As for the issue of collective bargaining, Shermer says that, even bigger than that, “It’s about a worker’s right to have a say in the job, and also, to be honest, in the voting booth. And that’s why unions are such a huge target for the Republican Party, because unions not only organize people on the shop floor; they organize them to go out on election day. And that’s why when you target one on the shop floor, it has this ripple effect in terms of society.”
“The issue is ensuring people’s rights on the job. To think about our Fourth Amendment, the Freedom of Assembly—that’s what collective bargaining and joining a union is all about. We’ve lost that.” This used to be “sacrosanct,” Shermer says.

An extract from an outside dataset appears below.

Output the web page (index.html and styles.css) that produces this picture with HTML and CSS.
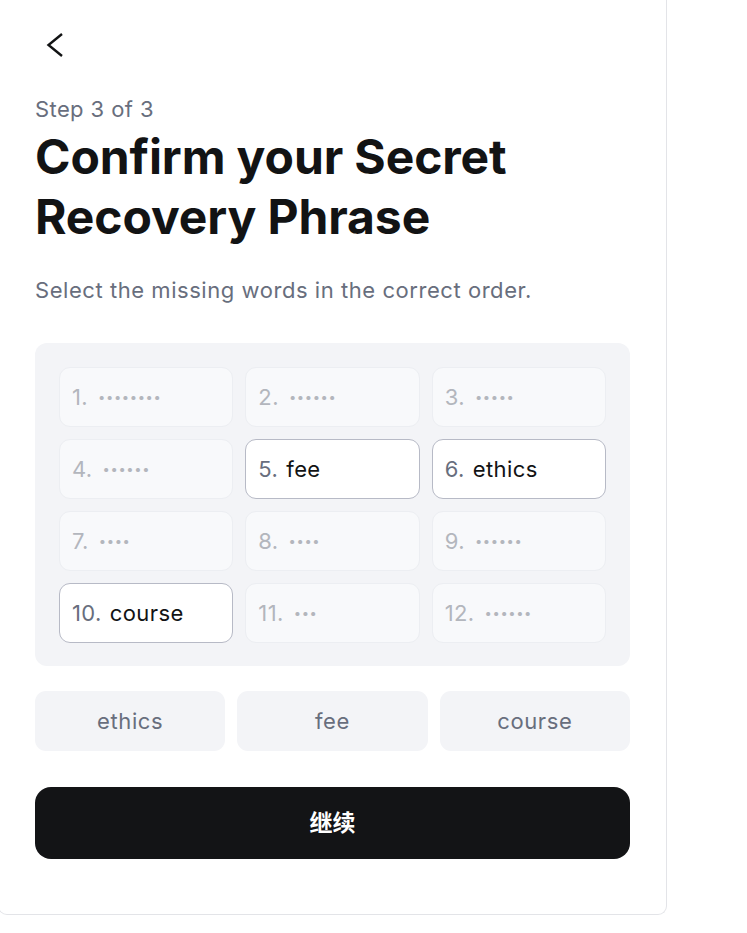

I mention to Dr. Shermer that things were rough in the early days of unions in the country, especially in my home region, and Shermer says, “They’re rough now too.” She says we think about people physically getting hurt, “But what about the violence of taking someone’s right away to join a union? I feel the same away about the trade war. Who’s being hurt? You know, there are real casualties.
“The farmers are a casualty. What remains of our steel industry: that’s a casualty. And we have to recognize that it may not be a gunshot wound, which is what we’re typically thinking of with war…but what we’re seeing is despair. Look at the suicide rate. That’s the main contributor to our continued decline in life expectancy in this country for the past four years. […] We have to recognize that it’s just a different kind of violence.”
Along with shifting political alliances, Shermer notes the recent teacher actions, a Teamsters strike with Coca-Cola, and other labor issues in the news. “There’s just a lot going on, she says.” She has recently taught political economy surveys and a course in political fiction, from The Wonderful Wizard of Oz to The Hunger Games, to students who have thought of labor strife as mostly historical—until recently.
“What’s if it’s always been a struggle?” Shermer asks.